In arriving at the opinions expressed below, I have examined originals, or copies certified or otherwise identified to my satisfaction as being true and complete copies of the originals, of the Indenture, the Initial Notes and the Exchange Notes and such other documents, corporate records, certificates of officers of the Company and of public officials and other instruments as I have deemed necessary or advisable to enable me to render these opinions. In my examination, I have assumed the genuineness of all signatures, the legal capacity and competency of all natural persons, the authenticity of all documents submitted to me as originals and the conformity to original documents of all documents submitted to me as copies. As to any facts material to these opinions, I have relied to the extent I deemed appropriate and without independent investigation upon statements and representations of officers and other representatives of the Company and others.
Based on the foregoing and in reliance thereon, and subject to the assumptions, exceptions, qualifications and limitations set forth herein, I am of the opinion that (i) the Company has been duly incorporated, is validly existing and in good standing under the laws of Iowa and has all requisite power to execute, deliver and perform its obligations under the Indenture and the Exchange Notes; (ii) the execution and delivery of the Indenture and the Exchange Notes by the Company and the performance of its obligations thereunder have been duly authorized by all necessary corporate or other action and do not violate the charter or bylaws of the Company or any law, regulation, order, judgment or decree applicable to the Company; and (iii) the Indenture and the Exchange Notes have been duly executed and delivered by the Company.

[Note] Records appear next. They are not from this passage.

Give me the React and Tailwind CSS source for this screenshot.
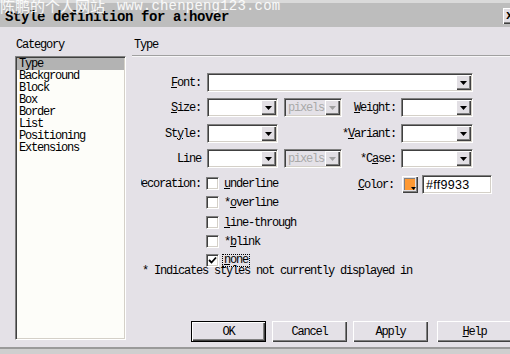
const sunken =
  'border border-t-[#808080] border-l-[#808080] border-b-white border-r-white shadow-[inset_1px_1px_0_#404040,inset_-1px_-1px_0_#d4d0c8]';
const raised =
  'shadow-[inset_1px_1px_0_#ffffff,inset_-1px_-1px_0_#404040,inset_-2px_-2px_0_#808080]';

function Arrow({ color = '#000' }) {
  return (
    <svg width="7" height="4" viewBox="0 0 7 4">
      <polygon points="0,0 7,0 3.5,4" fill={color} />
    </svg>
  );
}

function Select({ w, disabled, children }) {
  return (
    <div className={`${sunken} ${w} flex h-[19px] p-px ${disabled ? 'bg-[#e4e1e7]' : 'bg-white'}`}>
      <div className="flex-1 flex items-center pl-[2px] text-[#a9a9a9]">{children}</div>
      <div className={`w-[15px] h-full flex items-center justify-center bg-[#e2dfe4] ${raised}`}>
        <Arrow color={disabled ? '#a0a0a0' : '#000'} />
      </div>
    </div>
  );
}

function Label({ w, children }) {
  return <div className={`${w} shrink-0 flex justify-end items-center whitespace-nowrap`}>{children}</div>;
}

function Check({ on }) {
  return (
    <div className={`${sunken} w-[13px] h-[13px] bg-white flex items-center justify-center`}>
      {on && (
        <svg width="9" height="9" viewBox="0 0 9 9">
          <path d="M1 4 L3.5 6.5 L8 1.5" stroke="#000" strokeWidth="1.8" fill="none" />
        </svg>
      )}
    </div>
  );
}

function Btn({ w, def, children }) {
  return (
    <div
      className={`${w} shrink-0 h-[21px] flex items-center justify-center bg-[#e4e1e7] ${
        def ? 'border border-black' : ''
      } ${raised}`}
    >
      {children}
    </div>
  );
}

const items = ['Type', 'Background', 'Block', 'Box', 'Border', 'List', 'Positioning', 'Extensions'];

export default function App() {
  return (
    <div className="w-[510px] h-[354px] overflow-hidden relative bg-[#e4e1e7] text-black font-['Liberation_Mono',monospace] text-[12px] tracking-[-1.2px] leading-[12px]">
      {/* title bar */}
      <div className="h-[27px] bg-[#bdbdbd] border-t-[3px] border-[#dadada] flex items-center">
        <div className="ml-[5px] text-[14px] tracking-[-0.4px] font-bold pt-[4px]">Style definition for a:hover</div>
        <div className="flex-1" />
        <div className={`w-[16px] h-[16px] mr-[-9px] mt-[2px] bg-[#e2dfe4] ${raised} flex items-center pl-[3px] font-bold text-[12px]`}>
          x
        </div>
      </div>

      {/* watermark */}
      <div className="absolute left-0 top-[-2px] text-white/90 text-[15px] leading-[16px] tracking-normal whitespace-nowrap flex">
        <span className="w-[104px] font-['Noto_Sans_CJK_SC',sans-serif] tracking-[0px]">陈鹏的个人网站</span>
        <span className="ml-[13px] text-[14px] tracking-[0.2px]">www.chenpeng123.com</span>
      </div>

      {/* body */}
      <div className="h-[320px] flex">
        <div className="w-[132px] shrink-0 pt-[12px] pl-[15px]">
          <div className="h-[12px] pl-[1px]">Category</div>
          <div className={`${sunken} mt-[5px] w-[111px] h-[284px] bg-[#fdfdf9] p-px`}>
            {items.map((it, i) => (
              <div key={it} className={`h-[12px] pl-[2px] ${i === 0 ? 'bg-[#b3b3b3]' : ''}`}>
                {it}
              </div>
            ))}
          </div>
        </div>

        <div className="flex-1 min-w-0 pt-[12px]">
          <div className="h-[12px] pl-[2px]">Type</div>
          <div className="mt-[4px] border-t border-[#a0a0a0] h-[2px] bg-white/70" />

          {/* Font */}
          <div className="mt-[16px] flex h-[19px]">
            <Label w="w-[69px]">
              <u>F</u>ont:
            </Label>
            <div className="ml-[6px]">
              <Select w="w-[266px]" />
            </div>
          </div>

          {/* Size */}
          <div className="mt-[6px] flex h-[19px]">
            <Label w="w-[69px]">
              <u>S</u>ize:
            </Label>
            <div className="ml-[6px]">
              <Select w="w-[71px]" />
            </div>
            <div className="ml-[6px]">
              <Select w="w-[58px]" disabled>
                pixels
              </Select>
            </div>
            <Label w="w-[54px]">
              <u>W</u>eight:
            </Label>
            <div className="ml-[5px]">
              <Select w="w-[72px]" />
            </div>
          </div>

          {/* Style */}
          <div className="mt-[7px] flex h-[19px]">
            <Label w="w-[69px]">
              St<u>y</u>le:
            </Label>
            <div className="ml-[6px]">
              <Select w="w-[71px]" />
            </div>
            <Label w="w-[118px]">
              *<u>V</u>ariant:
            </Label>
            <div className="ml-[5px]">
              <Select w="w-[72px]" />
            </div>
          </div>

          {/* Line */}
          <div className="mt-[6px] flex h-[19px]">
            <Label w="w-[69px]">Line</Label>
            <div className="ml-[6px]">
              <Select w="w-[71px]" />
            </div>
            <div className="ml-[6px]">
              <Select w="w-[58px]" disabled>
                pixels
              </Select>
            </div>
            <Label w="w-[54px]">
              *C<u>a</u>se:
            </Label>
            <div className="ml-[5px]">
              <Select w="w-[72px]" />
            </div>
          </div>

          {/* Decoration + Color */}
          <div className="mt-[7px] flex">
            <div className="w-[69px] shrink-0 pl-[9px] pt-[2px]">
              <div className="w-[60px] h-[13px] overflow-hidden flex justify-end items-center whitespace-nowrap">
                Decoration:
              </div>
            </div>
            <div className="ml-[5px] w-[150px] shrink-0 pt-[2px]">
              {[
                [<u key="u">u</u>, 'nderline'],
                ['*', <u key="o">o</u>, 'verline'],
                [<u key="l">l</u>, 'ine-through'],
                ['*', <u key="b">b</u>, 'link'],
              ].map((lbl, i) => (
                <div key={i} className={`flex items-center h-[13px] ${i === 0 ? '' : i === 2 ? 'mt-[7px]' : 'mt-[6px]'}`}>
                  <Check />
                  <span className="ml-[5px]">{lbl}</span>
                </div>
              ))}
              <div className="flex items-center h-[13px] mt-[6px]">
                <Check on />
                <span className="ml-[3px] px-[1px] border border-dotted border-black leading-[11px]">
                  <u>n</u>one
                </span>
              </div>
            </div>
            <Label w="w-[38px] h-[19px]">
              <u>C</u>olor:
            </Label>
            <div className={`ml-[8px] mt-[1px] w-[16px] h-[17px] shrink-0 bg-[#e2dfe4] ${raised} p-[2px] relative`}>
              <div className="w-[11px] h-[12px] bg-[#ff9933] border-t border-l border-[#808080]" />
              <div className="absolute right-[2px] bottom-[3px]">
                <svg width="5" height="3" viewBox="0 0 5 3">
                  <polygon points="0,0 5,0 2.5,3" fill="#000" />
                </svg>
              </div>
            </div>
            <div className={`${sunken} ml-[4px] w-[70px] h-[19px] shrink-0 bg-white flex items-center pl-[3px] font-['Liberation_Sans',sans-serif] text-[12.5px] tracking-[0.3px]`}>
              #ff9933
            </div>
          </div>

          <div className="mt-[-2px] pl-[10px] h-[12px] whitespace-nowrap">* Indicates styles not currently displayed in</div>

          {/* buttons */}
          <div className="mt-[44px] ml-[59px] flex">
            <Btn w="w-[75px]" def>
              OK
            </Btn>
            <div className="ml-[6px] shrink-0">
              <Btn w="w-[75px]">Cancel</Btn>
            </div>
            <div className="ml-[6px] shrink-0">
              <Btn w="w-[75px]">Apply</Btn>
            </div>
            <div className="ml-[9px] shrink-0">
              <Btn w="w-[75px]">
                <u>H</u>elp
              </Btn>
            </div>
          </div>
        </div>
      </div>

      <div className="h-[7px] border-t-2 border-[#9a9a9a] bg-[#cfcfcf]" />
    </div>
  );
}
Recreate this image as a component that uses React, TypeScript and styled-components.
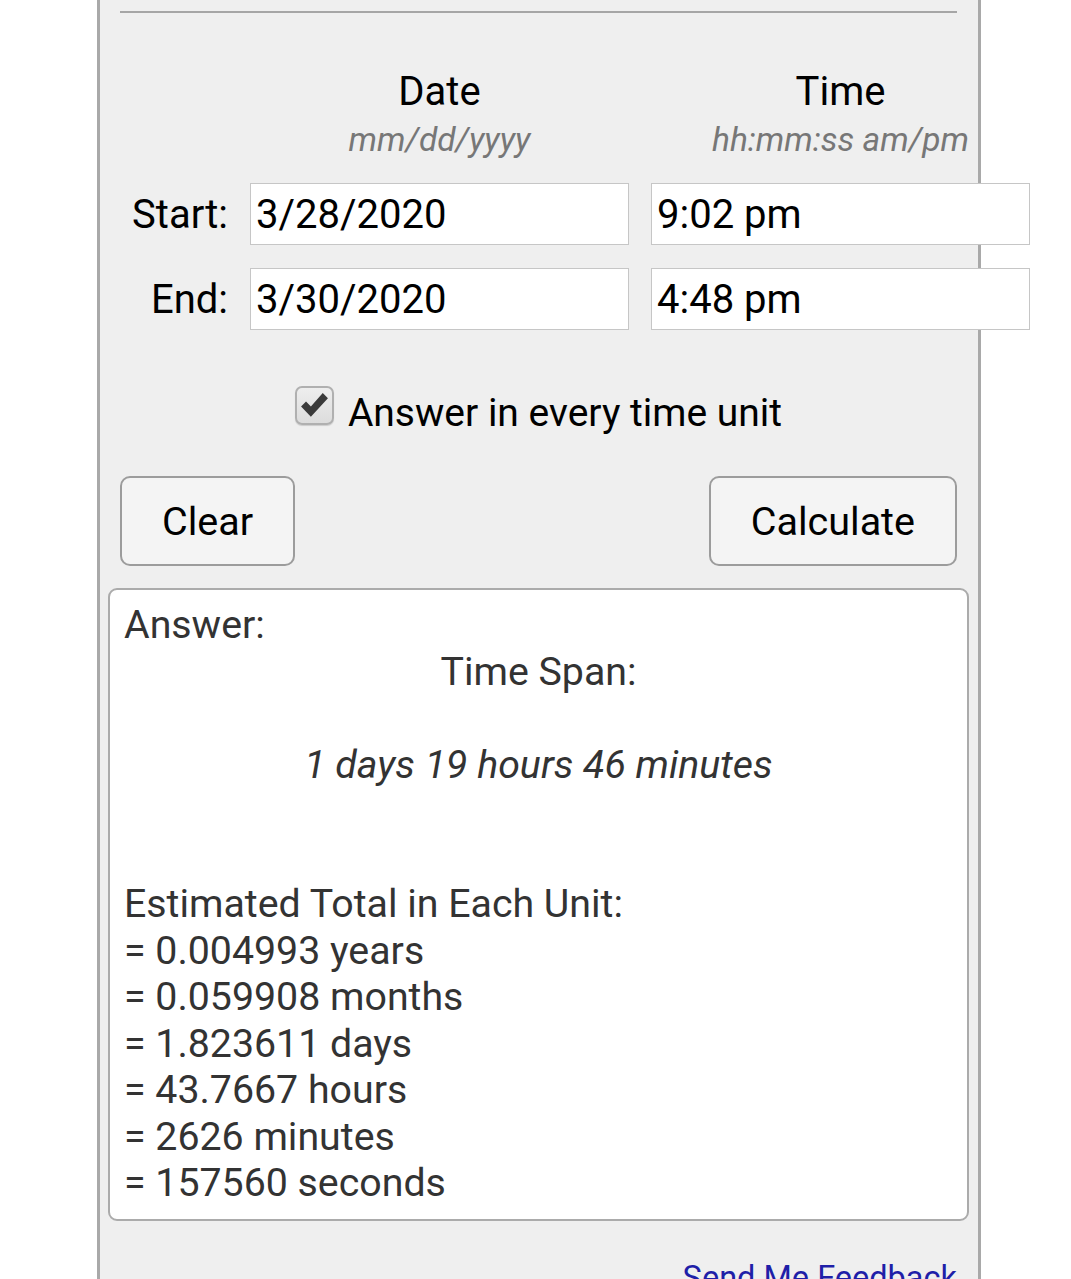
import React from "react";
import styled, { createGlobalStyle } from "styled-components";

const GlobalStyle = createGlobalStyle`
  html, body {
    margin: 0;
    padding: 0;
    background: #ffffff;
  }
  body {
    font-family: Roboto, "Noto Sans", "Liberation Sans", sans-serif;
    color: #000;
  }
`;

const Panel = styled.div`
  box-sizing: border-box;
  width: 884px;
  margin-left: 97px;
  min-height: 1279px;
  padding: 0 9px 0 8px;
  background: #efefef;
  border-left: 3px solid #a9a9a9;
  border-right: 3px solid #a9a9a9;
`;

const FormSection = styled.div`
  padding: 11px 12px 0;
`;

const Rule = styled.div`
  border-top: 2px solid #a6a6a6;
  margin-bottom: 56px;
`;

const FieldGrid = styled.div`
  display: grid;
  grid-template-columns: 108px 379px 379px;
  column-gap: 22px;
  align-items: center;
`;

const HeaderGrid = styled(FieldGrid)`
  margin-bottom: 24px;
  align-items: start;
`;

const ColumnHead = styled.div`
  text-align: center;
  white-space: nowrap;
`;

const HeadTitle = styled.div`
  font-size: 40px;
  line-height: 46px;
  margin-bottom: 6px;
`;

const HeadHint = styled.div`
  font-size: 33.5px;
  line-height: 38px;
  font-style: italic;
  color: #777;
`;

const InputRow = styled(FieldGrid)`
  margin-bottom: 23px;
`;

const RowLabel = styled.label`
  font-size: 40px;
  text-align: right;
`;

const TextInput = styled.input`
  box-sizing: border-box;
  width: 100%;
  height: 62px;
  margin: 0;
  padding: 0 5px;
  border: 1px solid #c6c6c6;
  border-radius: 0;
  background: #fff;
  font-family: Roboto, "Noto Sans", sans-serif;
  font-size: 40px;
  color: #000;
  outline: none;
`;

const CheckRow = styled.label`
  display: flex;
  justify-content: center;
  align-items: flex-start;
  gap: 14px;
  margin-top: 60px;
  font-size: 39px;
  line-height: 47px;
`;

const CheckBox = styled.span`
  box-sizing: border-box;
  display: flex;
  align-items: center;
  justify-content: center;
  width: 39px;
  height: 39px;
  margin-top: -4px;
  border: 2px solid #b0b0b0;
  border-radius: 7px;
  background: linear-gradient(#eeeeee, #dcdcdc);
  box-shadow: 0 1px 1px rgba(0, 0, 0, 0.15);
`;

const ButtonRow = styled.div`
  display: flex;
  justify-content: space-between;
  margin-top: 39px;
  margin-bottom: 22px;
`;

const ActionButton = styled.button`
  box-sizing: border-box;
  height: 90px;
  padding: 0 40px;
  border: 2px solid #9c9c9c;
  border-radius: 10px;
  background: #f4f4f4;
  font-family: Roboto, "Noto Sans", sans-serif;
  font-size: 39.5px;
  color: #000;
`;

const AnswerBox = styled.div`
  box-sizing: border-box;
  padding: 12px 14px 12px;
  background: #fff;
  border: 2px solid #ababab;
  border-radius: 9px;
  font-size: 39.3px;
  line-height: 46.5px;
  color: #333;
`;

const Line = styled.div<{ $center?: boolean; $italic?: boolean; $gap?: number }>`
  text-align: ${(p) => (p.$center ? "center" : "left")};
  font-style: ${(p) => (p.$italic ? "italic" : "normal")};
  margin-top: ${(p) => (p.$gap || 0) * 46.5}px;
  white-space: nowrap;
`;

const Footer = styled.div`
  display: flex;
  justify-content: flex-end;
  padding: 38px 12px 0;
`;

const FeedbackLink = styled.a`
  font-size: 32.5px;
  color: #1f1fa8;
  text-decoration: underline;
`;

const units = [
  "= 0.004993 years",
  "= 0.059908 months",
  "= 1.823611 days",
  "= 43.7667 hours",
  "= 2626 minutes",
  "= 157560 seconds",
];

export default function App() {
  return (
    <>
      <GlobalStyle />
      <Panel>
        <FormSection>
          <Rule />
          <HeaderGrid>
            <div />
            <ColumnHead>
              <HeadTitle>Date</HeadTitle>
              <HeadHint>mm/dd/yyyy</HeadHint>
            </ColumnHead>
            <ColumnHead>
              <HeadTitle>Time</HeadTitle>
              <HeadHint>hh:mm:ss am/pm</HeadHint>
            </ColumnHead>
          </HeaderGrid>
          <InputRow>
            <RowLabel>Start:</RowLabel>
            <TextInput defaultValue="3/28/2020" />
            <TextInput defaultValue="9:02 pm" />
          </InputRow>
          <InputRow>
            <RowLabel>End:</RowLabel>
            <TextInput defaultValue="3/30/2020" />
            <TextInput defaultValue="4:48 pm" />
          </InputRow>
          <CheckRow>
            <CheckBox>
              <svg width="31" height="31" viewBox="0 0 30 30">
                <path
                  d="M2 16 L6.8 11.2 L11.5 16 L23 3 L28 8 L11.5 26 Z"
                  fill="#3a3a3a"
                />
              </svg>
            </CheckBox>
            <span>Answer in every time unit</span>
          </CheckRow>
          <ButtonRow>
            <ActionButton type="button">Clear</ActionButton>
            <ActionButton type="button">Calculate</ActionButton>
          </ButtonRow>
        </FormSection>
        <AnswerBox>
          <Line>Answer:</Line>
          <Line $center>Time Span:</Line>
          <Line $center $italic $gap={1}>
            1 days 19 hours 46 minutes
          </Line>
          <Line $gap={2}>Estimated Total in Each Unit:</Line>
          {units.map((u) => (
            <Line key={u}>{u}</Line>
          ))}
        </AnswerBox>
        <Footer>
          <FeedbackLink href="#">Send Me Feedback</FeedbackLink>
        </Footer>
      </Panel>
    </>
  );
}
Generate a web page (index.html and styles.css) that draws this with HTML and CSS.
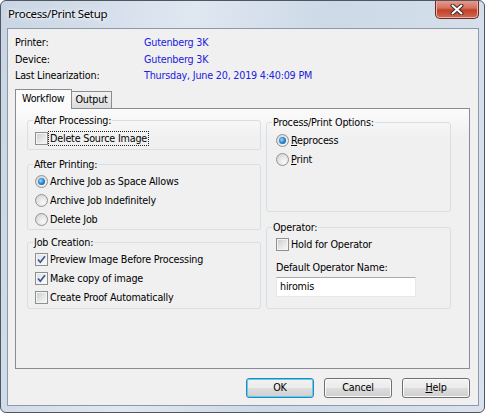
FILE: index.html
```html
<!DOCTYPE html>
<html lang="en">
<head>
  <meta charset="UTF-8">
  <title>Process/Print Setup</title>
  <link rel="stylesheet" href="styles.css">
</head>
<body>

  <div class="window">
    <div class="titlebar">
      <span class="title">Process/Print Setup</span>
      <span class="close">
        <svg width="14" height="11" viewBox="0 0 14 11">
          <path d="M2.5 1.5 L11.5 9.5 M11.5 1.5 L2.5 9.5" stroke="#3b2a28" stroke-width="4" stroke-linecap="round"/>
          <path d="M2.5 1.5 L11.5 9.5 M11.5 1.5 L2.5 9.5" stroke="#fff" stroke-width="2" stroke-linecap="round"/>
        </svg>
      </span>
    </div>

    <div class="client">
      <div class="info">
        <span>Printer:</span><span class="val">Gutenberg 3K</span>
        <span>Device:</span><span class="val">Gutenberg 3K</span>
        <span>Last Linearization:</span><span class="val">Thursday, June 20, 2019 4:40:09 PM</span>
      </div>

      <div class="tabs">
        <span class="tab active">Workflow</span>
        <span class="tab">Output</span>
      </div>

      <div class="panel">
        <div class="col col-left">
          <fieldset class="grp g-proc">
            <legend>After Processing:</legend>
            <div class="row"><span class="cb"></span><span class="focus">Delete Source Image</span></div>
          </fieldset>

          <fieldset class="grp g-print">
            <legend>After Printing:</legend>
            <div class="row"><span class="rb on"></span>Archive Job as Space Allows</div>
            <div class="row"><span class="rb"></span>Archive Job Indefinitely</div>
            <div class="row"><span class="rb"></span>Delete Job</div>
          </fieldset>

          <fieldset class="grp g-job">
            <legend>Job Creation:</legend>
            <div class="row"><span class="cb on"><svg width="11" height="11" viewBox="0 0 11 11"><path d="M2 5.5 L4.3 8.2 L9 2.2" fill="none" stroke="#3d5592" stroke-width="1.7"/></svg></span>Preview Image Before Processing</div>
            <div class="row"><span class="cb on"><svg width="11" height="11" viewBox="0 0 11 11"><path d="M2 5.5 L4.3 8.2 L9 2.2" fill="none" stroke="#3d5592" stroke-width="1.7"/></svg></span>Make copy of image</div>
            <div class="row"><span class="cb"></span>Create Proof Automatically</div>
          </fieldset>
        </div>

        <div class="col col-right">
          <fieldset class="grp g-opts">
            <legend>Process/Print Options:</legend>
            <div class="row"><span class="rb on"></span><span><u>R</u>eprocess</span></div>
            <div class="row"><span class="rb"></span><span><u>P</u>rint</span></div>
          </fieldset>

          <fieldset class="grp g-oper">
            <legend>Operator:</legend>
            <div class="row"><span class="cb"></span>Hold for Operator</div>
            <div class="field-label">Default Operator Name:</div>
            <div class="textbox">hiromis</div>
          </fieldset>
        </div>
      </div>

      <div class="buttons">
        <span class="btn default">OK</span>
        <span class="btn">Cancel</span>
        <span class="btn"><u>H</u>elp</span>
      </div>
    </div>
  </div>

</body>
</html>
```

FILE: styles.css
```css
:root {
  --face: #f0f0f0;
  --text: #000;
  --link: #2020e0;
  --tab-line: #898c95;
  --group-line: #d5dfe5;
}

body {
  margin: 0;
  font-family: "DejaVu Sans Condensed", "DejaVu Sans", sans-serif;
  font-stretch: condensed;
  font-size: 10.7px;
  letter-spacing: -0.2px;
  color: var(--text);
  background: #fff;
}

.window {
  width: 485px;
  height: 413px;
  box-sizing: border-box;
  border: 1px solid #4f5660;
  border-radius: 6px;
  background: linear-gradient(100deg, #c9d5e4 0%, #dfe7f1 35%, #cdd9e7 60%, #d9e2ee 100%);
  display: flex;
  flex-direction: column;
  overflow: hidden;
}

.titlebar {
  height: 27px;
  display: flex;
  align-items: flex-start;
  padding-left: 7px;
}

.title {
  font-family: "Noto Sans", "Open Sans", sans-serif;
  font-stretch: normal;
  font-size: 11.5px;
  letter-spacing: -0.35px;
  margin-top: 5px;
  text-shadow: 0 0 6px #fff, 0 0 3px #fff;
}

.close {
  margin-left: auto;
  margin-right: 5px;
  margin-top: -1px;
  width: 44px;
  height: 19px;
  box-sizing: border-box;
  border: 1px solid #6b2b22;
  border-top: none;
  border-radius: 0 0 5px 5px;
  background: linear-gradient(#e8a093 0%, #d7705e 45%, #c2402a 55%, #cf6a4e 100%);
  box-shadow: inset 0 0 0 1px #eab4aa;
  display: flex;
  align-items: center;
  justify-content: center;
}

.client {
  flex: 1;
  margin: 0 5px 6px 6px;
  border: 1px solid #8e99a8;
  background: var(--face);
  padding: 6px 8px 7px 7px;
  display: flex;
  flex-direction: column;
}

.info {
  display: grid;
  grid-template-columns: 129px auto;
  line-height: 16.5px;
}

.info .val {
  color: var(--link);
}

.tabs {
  display: flex;
  align-items: flex-end;
  margin-top: 4px;
  margin-bottom: -1px;
  position: relative;
  z-index: 1;
}

.tab {
  border: 1px solid var(--tab-line);
  border-bottom: none;
  height: 16px;
  line-height: 16px;
  padding: 0 3px;
  margin-bottom: 1px;
  background: linear-gradient(#f2f2f2, #dcdcdc);
}

.tab.active {
  height: 19px;
  line-height: 18px;
  padding: 0 7px 0 6px;
  margin-bottom: 0;
  margin-right: -1px;
  background: #fbfbfb;
  position: relative;
  z-index: 2;
}

.panel {
  height: 261px;
  box-sizing: border-box;
  border: 1px solid var(--tab-line);
  background: linear-gradient(#fbfbfb 0px, var(--face) 30px);
  display: grid;
  grid-template-columns: 234px 185px;
  column-gap: 5px;
  padding-left: 11px;
  align-items: start;
}

.col {
  display: flex;
  flex-direction: column;
}

.col-left {
  padding-top: 5px;
}

.col-right {
  padding-top: 7px;
}

.grp {
  margin: 0;
  padding: 0;
  border: 1px solid var(--group-line);
  border-radius: 3px;
  min-width: 0;
}

.grp legend {
  margin-left: 5px;
  padding: 0 1px;
  line-height: 13px;
}

.row {
  display: flex;
  align-items: center;
  gap: 2px;
  height: 19px;
  margin-left: 7px;
}

.col-right .row {
  margin-left: 9px;
}

.g-proc { padding: 2px 0 1px; }
.g-print { padding: 1px 0 0; margin-top: 8px; }
.g-job { padding: 1px 0 1px; margin-top: 6px; }
.g-opts { padding: 2px 0 42px; }
.g-oper { padding: 1px 0 11px; margin-top: 9px; }

.cb {
  width: 13px;
  height: 13px;
  box-sizing: border-box;
  border: 1px solid #8e8f8f;
  background: linear-gradient(135deg, #c9cbcd 0%, #eceded 70%, #f7f7f7 100%);
  box-shadow: inset 0 0 0 1px #f4f4f4;
  display: flex;
  align-items: center;
  justify-content: center;
  flex-shrink: 0;
}

.cb.on {
  background: linear-gradient(135deg, #dcdfe3 0%, #f4f5f6 70%, #fff 100%);
}

.rb {
  width: 13px;
  height: 13px;
  box-sizing: border-box;
  border: 1px solid #939393;
  border-radius: 50%;
  background: radial-gradient(circle at 65% 70%, #fafafa 0%, #e2e2e2 55%, #cdcdcd 100%);
  display: flex;
  align-items: center;
  justify-content: center;
  flex-shrink: 0;
}

.rb.on::after {
  content: "";
  width: 7px;
  height: 7px;
  border-radius: 50%;
  background: radial-gradient(circle at 40% 40%, #a6dcfb 0%, #2b8ad5 45%, #0d4f8f 100%);
}

.focus {
  outline: 1px dotted #222;
  padding: 0 1px;
  margin-left: -1px;
  line-height: 13px;
}

.field-label {
  margin: 7px 0 0 9px;
  line-height: 13px;
}

.textbox {
  margin: 3px 0 0 9px;
  width: 140px;
  height: 20px;
  box-sizing: border-box;
  border: 1px solid #e3e9ef;
  border-top-color: #abadb3;
  background: #fff;
  line-height: 18px;
  padding-left: 3px;
}

.buttons {
  display: flex;
  justify-content: flex-end;
  gap: 10px;
  margin-top: 9px;
  width: 455px;
}

.btn {
  width: 68px;
  height: 20px;
  box-sizing: border-box;
  border: 1px solid #707070;
  border-radius: 3px;
  background: linear-gradient(#f2f2f2 0%, #ebebeb 50%, #dddddd 51%, #cfcfcf 100%);
  box-shadow: inset 0 0 0 1px #fbfbfb;
  text-align: center;
  line-height: 18px;
}

.btn.default {
  border-color: #3c7fb1;
  box-shadow: inset 0 0 0 1px #48d8fb;
}
```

I render no opinion herein as to matters involving the laws of any jurisdiction other than the State of Iowa and the United States of America. This opinion is limited to the effect of the current state of the laws of the State of Iowa, the United States of America and the facts as they currently exist. I assume no obligation to revise or supplement this opinion in the event of future changes in such laws or the interpretations thereof or such facts.